Verantwortung für die kommenden Generationen

Prof. Moropoulou und ihr mehr als 50-köpfiges Team führten die Inspektion der Ädikula durch. «Die Arbeiten an der Ädikula waren nicht leicht», betonte Moropoulou in ihrem Vortrag, «da es sich hier schliesslich um den heiligsten Ort der Christenheit handelt. Unser Team war unter Dauerbeobachtung – wir mussten jeden unserer Schritte gegenüber den drei Konfessionen genauestens begründen.» Sie hatte die Möglichkeit, die Ädikula mit Infrarotkameras, Laserscannern und Radaren zu analysieren und fand heraus, dass sich zwischen der Aussen- und der Innenmauer der Ädikula das Felsgestein befindet, das einst die Grabeshöhle ausmachte.

Das Team arbeitete in der Regel auch während der Nacht, wenn die Pilgerstätte geschlossen war. Einmal wurde der Ort 60 Stunden lang am Stück gesperrt. Das waren die aufregendsten Stunden: «Wir mussten innerhalb von 60 Stunden die Marmorplatte öffnen und im Inneren des Grabes die nötigen Restaurations- und Befestigungsarbeiten durchführen. Das war nicht viel Zeit. Wir wussten nicht, was wir dort vorfinden würden»,
unterstrich Moropoulou. Zum ersten Mal seit dem Jahr 1555 wurde die Marmorplatte, die das Grab bedeckt, entfernt. «Wir hatten das Gefühl, dass uns die gesamte Welt zuschaut. Hunderte von TV-Kanälen und die höchsten Kirchenvertreter aus Jerusalem waren anwesend. Es war ein prickelndes Gefühl, als wir die Marmorplatte anhoben und ins Innere schauen konnten.»
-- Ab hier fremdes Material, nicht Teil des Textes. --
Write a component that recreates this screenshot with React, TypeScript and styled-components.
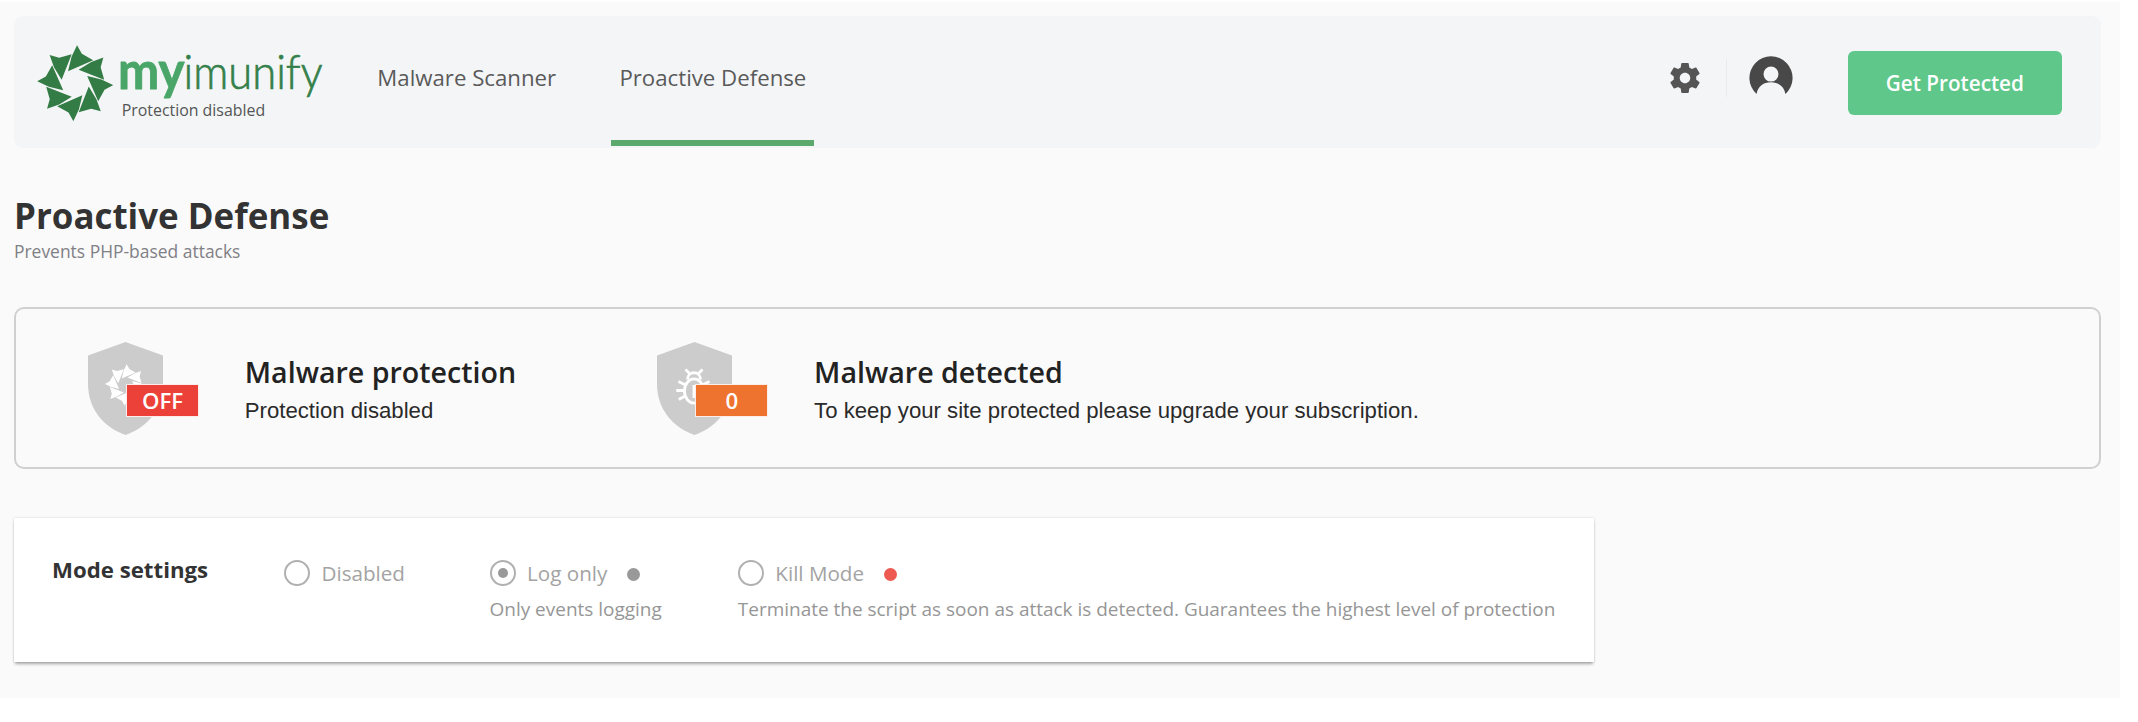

V.l.n.r.: Prof. Angela Berlis, Prof. Antonia Moropoulou, Dr. Stefanos Athanasiou.

Nach der Restauration ist das Gebäude nun auch erdbebensicher. Wer es betritt, kann künftig auch das Höhlengestein sehen, das durch die Mauer der Ädikula bedeckt war – Prof. Moropoulou hat in der Innenfassade ein Glasfenster ein-bauen lassen. Ausserdem schmückt wieder ein Kreuz die Ädikula – es war in der osmanischen Zeit von den Türken entfernt worden. Wie war das für sie, am Grab Jesu zu arbeiten? «Wenn man vor dem Grab steht, begegnet man sich selbst und wird sich der grossen Verantwortung für die kommenden Generationen bewusst.»